Not ready to leave the closet
Q: I am writing to you because I have a problem with the whole gay scene. Let me tell you what I mean.
Everyone these days seems to think it is not only OK but normal to tell everyone they know that they are gay. They not only share this information about themselves but about me. Well I don’t want everyone to know. For one thing I am a very private person and I don’t want people to know what is going on in my bedroom. There are several reasons for this: I’m not out to my family or most of my friends. I am not out at work and on top of that I don’t think it is anyone’s business about my sexuality. The other day I was out with a friend that I met at a gay bar. We haven’t known each other that long. Anyway, she met up with some of her friends that I didn’t know. Before long she was telling everyone that I was just a “baby dyke.” I guess that she was saying this because I have not been out very long and I am pretty young…I’m 19. All this took place in the middle of a busy restaurant. I was very embarrassed by her telling everyone and afraid that there might be someone listening that I know and that they would tell my family and friends or even people at work. I have a very conservative family who would probably totally reject me if they found out that I am gay. My church would certainly have nothing to do with me, and I might get fired. I guess others don’t have anyone or anything to lose by spreading the news, but I do. And besides, I am just trying to accept this whole thing myself and I am just not ready to talk about it. When I told Sarah that I didn’t want her sharing this information about me, she said that everyone will know anyway by the way I look, and when they see us together there will be no doubt, so why not be open so that people aren’t just speculating. She thinks I should come out to my family and friends and job so I don’t have to “sneak around” to have a life. Believe me, I have a life now. I realize that just going to gay bars and parties I have a chance of being discovered, but I don’t want to increase the odds by talking about it in public with people that I don’t know.

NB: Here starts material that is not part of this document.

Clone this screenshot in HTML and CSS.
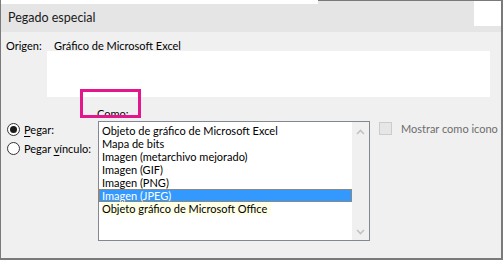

How do I get people to see that I have a right to my privacy, and when they are with me they need to change their behavior?
In the closet
A: I know that when a person is first coming out and is not out to her family, friends or work, the world feels pretty scary. You may need to decide not to go out with people who are more out than you are because they are at a difference stage of the coming out process and they are not likely to change their behavior for you. Once a person is out and open about his/her sexuality in the world, it is really hard to crawl back into the closet. Not only hard, but once you’ve made it out, it is such a horrible thought to have to go back in. Therefore, I would suggest that you go to a group that deals with coming out issues. You can find a list of groups or LGBT centers by going to www.pridesource.com. The issue that you wrote about is some of the things that would be discussed. These groups also help people decide how far out they want to be, who they want to tell, and how to tell folks in a way that has the best possible outcome. These groups also give you an opportunity to look at the risks when coming out, and how much risk you are willing to accept. You would also be more likely to meet people who are in a similar stage of the coming out process. These are people with whom you could socialize and feel more comfortable with. Good luck with the coming out process. Let me know how you are doing.